All weight types supported by *regression_cmd* are allowed; see weight.
See **[R] mfp postestimation** for features available after estimation.
**fp generate** may be used to create new variables containing fractional
polynomial powers. See **[R] fp**.

where

*regression_cmd* may be **clogit**, **glm**, **intreg**, **logistic**, **logit**, **mlogit**,
**nbreg**, **ologit**, **oprobit**, **poisson**, **probit**, **qreg**, **regress**, **rreg**, **stcox**,
**stcrreg**, **streg**, or **xtgee**.

*yvar1* is not allowed for **streg**, **stcrreg**, and **stcox**. For these
commands, you must first **stset** your data.

*yvar1* and *yvar2* must both be specified when *regression_cmd* is **intreg**.

*xvarlist* has elements of type *varlist* and/or **(***varlist***)**; for example,

**x1 x2 (x3 x4 x5)**

Elements enclosed in parentheses are tested jointly for inclusion in
the model and are not eligible for fractional polynomial
transformation.

__Menu__

**Statistics > Linear models and related > Fractional polynomials >**
**Multivariable fractional polynomial models**

__Description__

**mfp** selects the multivariable fractional polynomial (MFP) model that best
predicts the outcome variable from the right-hand-side variables in
*xvarlist*.

For univariate fractional polynomials, **fp** can be used to fit a wider
range of models than **mfp**. See **[R] fp** for more details.

__Options__

+---------+
----+ Model 2 +----------------------------------------------------------

**sequential** chooses the sequential fractional polynomial (FP) selection
algorithm (see *Methods of FP model selection* in **[R] mfp**).

**cycles(***#***)** sets the maximum number of iteration cycles permitted.
**cycles(5)** is the default.

**dfdefault(***#***)** determines the default maximum degrees of freedom (df) for a
predictor. The default is **dfdefault(4)** (second-degree FP).
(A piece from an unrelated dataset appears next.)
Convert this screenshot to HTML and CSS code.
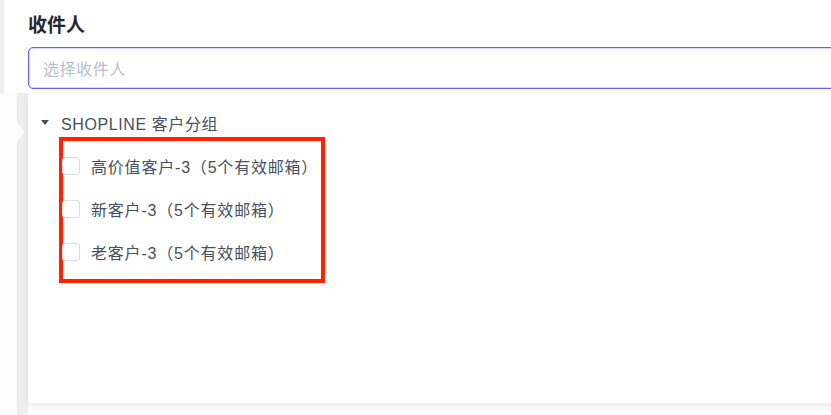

**center(***cent_list***)** defines the centering of the covariates *xvar1*, *xvar2*,
... of *xvarlist*. The default is **center(mean)**, except for binary
covariates, where it is **center(***#***)**, with *#* being the lower of the two
distinct values of the covariate. A typical item in *cent_list* is
*varlist***:**{**mean**|*#*|**no**}. Items are separated by commas. The first item
is special in that *varlist* is optional, and if it is omitted, the
default is reset to the specified value (**mean**, *#*, or **no**). For
example, **center(no, age:mean)** sets the default to **no** (that is, no
centering) and the centering of **age** to **mean**.

**alpha(***alpha_list***)** sets the significance levels for testing between FP
models of different degrees. The rules for *alpha_list* are the same as
those for *df_list* in the **df()** option. The default nominal p-value
(significance level, selection level) is 0.05 for all variables.

Example: **alpha(0.01)** specifies that all variables have an FP
selection level of 1%.

Example: **alpha(0.05, weight:0.1)** specifies that all variables except
**weight** have an FP selection level of 5%; **weight** has a level of 10%.

**df(***df_list***)** sets the df for each predictor. The df (not counting the
regression constant, **_cons**) is twice the degree of the FP, so, for
example, an *xvar* fit as a second-degree FP (FP2) has 4 df. The first
item in *df_list* may be either *#* or *varlist***:***#*. Subsequent items must
be *varlist***:***#*. Items are separated by commas, and *varlist* is
specified in the usual way for variables. With the first type of
item, the df for all predictors is taken to be *#*. With the second
type of item, all members of *varlist* (which must be a subset of
*xvarlist*) have *#* df.

The default number of degrees of freedom for a predictor of type
*varlist* specified in *xvarlist* but not in *df_list* is assigned
according to the number of distinct (unique) values of the predictor,
as follows:

-------------------------------------------
# of distinct values Default df
-------------------------------------------
1 (invalid predictor)
2-3 1
4-5 min(2, **dfdefault()**)
__>__6 **dfdefault()**
-------------------------------------------

Example: **df(4)**
All variables have 4 df.

Example: **df(2, weight displ:4)**
**weight** and **displ** have 4 df; all other variables have 2 df.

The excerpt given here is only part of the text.